====== DATA LINES

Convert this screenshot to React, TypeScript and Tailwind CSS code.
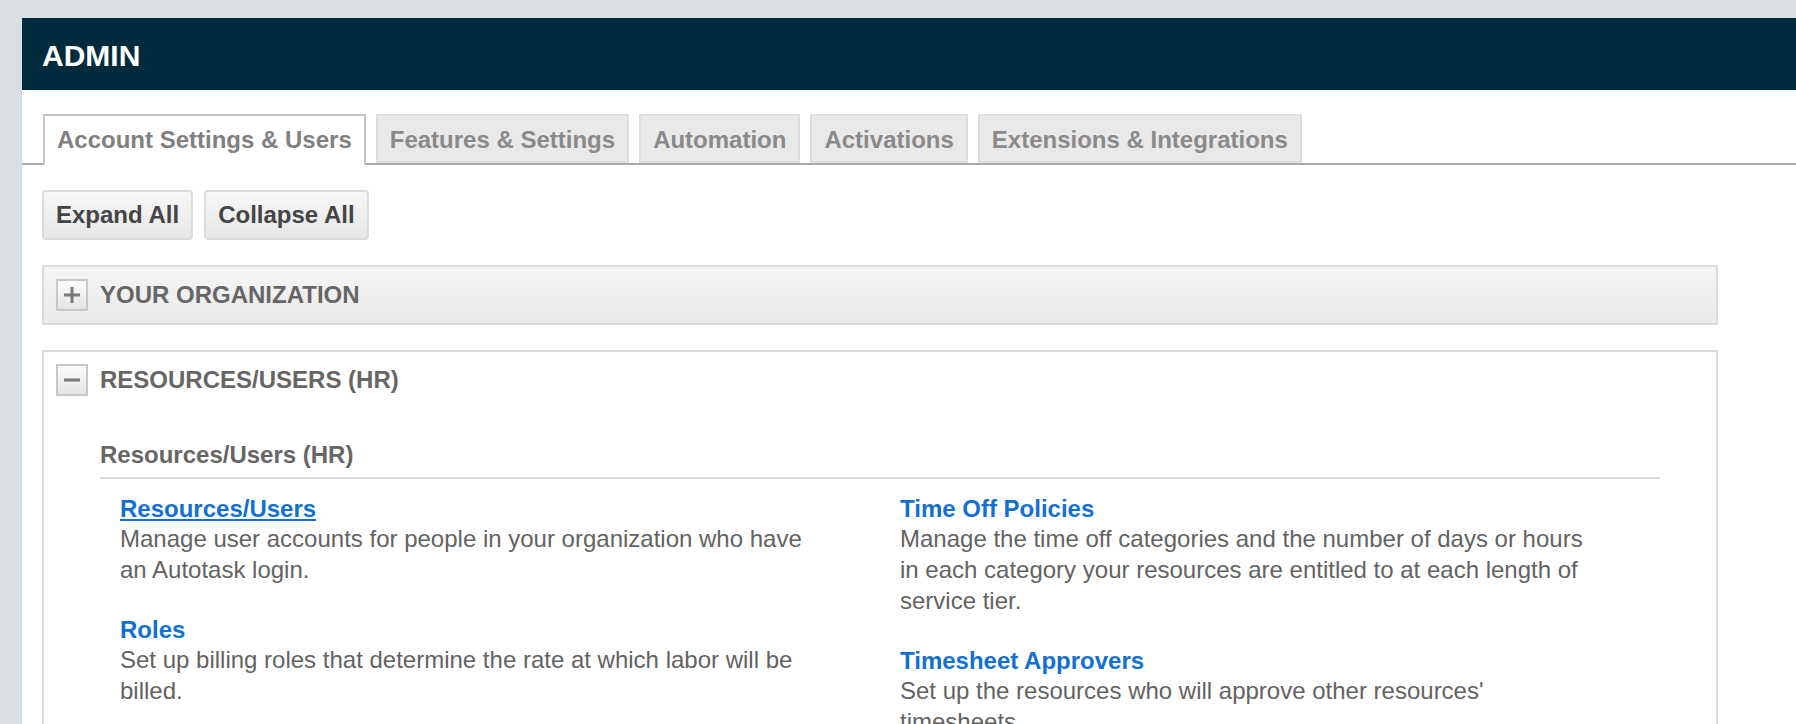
import React from 'react';

const tabs = [
  'Account Settings & Users',
  'Features & Settings',
  'Automation',
  'Activations',
  'Extensions & Integrations',
];

const leftItems = [
  {
    title: 'Resources/Users',
    desc: 'Manage user accounts for people in your organization who have an Autotask login.',
    underline: true,
  },
  {
    title: 'Roles',
    desc: 'Set up billing roles that determine the rate at which labor will be billed.',
  },
  {
    title: 'Departments',
    desc: 'Set up departments and assign resources and their roles to each department.',
  },
];

const rightItems = [
  {
    title: 'Time Off Policies',
    desc: 'Manage the time off categories and the number of days or hours in each category your resources are entitled to at each length of service tier.',
  },
  {
    title: 'Timesheet Approvers',
    desc: "Set up the resources who will approve other resources' timesheets.",
  },
];

const ToggleBox = ({ open }: { open: boolean }) => (
  <span className="flex h-[32px] w-[32px] shrink-0 items-center justify-center border-2 border-[#c8c8c8] bg-linear-to-b from-[#fbfbfb] to-[#e4e4e4]">
    <svg width="18" height="18" viewBox="0 0 18 18">
      <rect x="1" y="7.5" width="16" height="3" fill="#7a7a7a" />
      {!open && <rect x="7.5" y="1" width="3" height="16" fill="#7a7a7a" />}
    </svg>
  </span>
);

const Item = ({ title, desc, underline }: { title: string; desc: string; underline?: boolean }) => (
  <div className="mb-[31px] w-[700px]">
    <a
      href="#"
      className={`block text-[24px] font-bold leading-[28px] text-[#1270d2] ${
        underline ? 'underline decoration-2 underline-offset-[2px]' : 'no-underline'
      }`}
    >
      {title}
    </a>
    <p className="text-[24px] leading-[31px] text-[#636363]">{desc}</p>
  </div>
);

export default function App() {
  return (
    <div className="min-h-screen bg-[#dadfe3] pl-[22px] pt-[18px] font-['Liberation_Sans',Arial,sans-serif]">
      <div className="min-h-[706px] bg-white">
        {/* header */}
        <header className="flex h-[72px] items-center bg-[#002b3c] pl-5 pt-[3px]">
          <h1 className="text-[30px] font-bold leading-none text-white">ADMIN</h1>
        </header>

        {/* tabs */}
        <div className="mt-[24px] flex items-end gap-[10px] border-b-2 border-[#aaaaaa] pl-[21px]">
          {tabs.map((t, i) =>
            i === 0 ? (
              <div
                key={t}
                className="relative mb-[-2px] flex h-[51px] items-center border-2 border-b-0 border-[#c6c6c6] bg-white px-3 pb-[2px] text-[24px] font-bold leading-[30px] text-[#808080]"
              >
                {t}
              </div>
            ) : (
              <div
                key={t}
                className="flex h-[49px] items-center border-2 border-[#dedede] bg-[#e9e9e9] px-3 pt-[2px] text-[24px] font-bold leading-[30px] text-[#8a8a8a]"
              >
                {t}
              </div>
            )
          )}
        </div>

        {/* buttons */}
        <div className="flex gap-[11px] pl-5 pt-[25px]">
          {['Expand All', 'Collapse All'].map((b) => (
            <button
              key={b}
              className="flex h-[50px] items-center rounded-[4px] border-2 border-[#dcdcdc] bg-linear-to-b from-[#f8f8f8] to-[#e6e6e6] px-3 text-[24px] font-bold leading-[30px] text-[#444444]"
            >
              {b}
            </button>
          ))}
        </div>

        {/* your organization */}
        <div className="ml-5 mt-[25px] flex w-[1676px] items-center gap-3 border-2 border-[#dcdcdc] bg-linear-to-b from-[#f6f6f6] to-[#e9e9e9] p-3">
          <ToggleBox open={false} />
          <span className="text-[24px] font-bold leading-[32px] text-[#666666]">YOUR ORGANIZATION</span>
        </div>

        {/* resources / users */}
        <div className="ml-5 mt-[25px] w-[1676px] border-2 border-[#dcdcdc] bg-white">
          <div className="flex items-center gap-3 p-3">
            <ToggleBox open={true} />
            <span className="text-[24px] font-bold leading-[32px] text-[#666666]">RESOURCES/USERS (HR)</span>
          </div>
          <div className="px-[56px] pt-[32px]">
            <h3 className="border-b-2 border-[#dddddd] pb-[7px] text-[24px] font-bold leading-[30px] text-[#666666]">
              Resources/Users (HR)
            </h3>
            <div className="grid grid-cols-[780px_780px] pl-5 pt-4">
              <div className="flex flex-col">
                {leftItems.map((it) => (
                  <Item key={it.title} {...it} />
                ))}
              </div>
              <div className="flex flex-col">
                {rightItems.map((it) => (
                  <Item key={it.title} {...it} />
                ))}
              </div>
            </div>
          </div>
        </div>
      </div>
    </div>
  );
}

============

→ TASK TO COMPLETE: Give the number of lines above that hold the word "React", and nothing more.

→ EXERCISE ANSWER: 2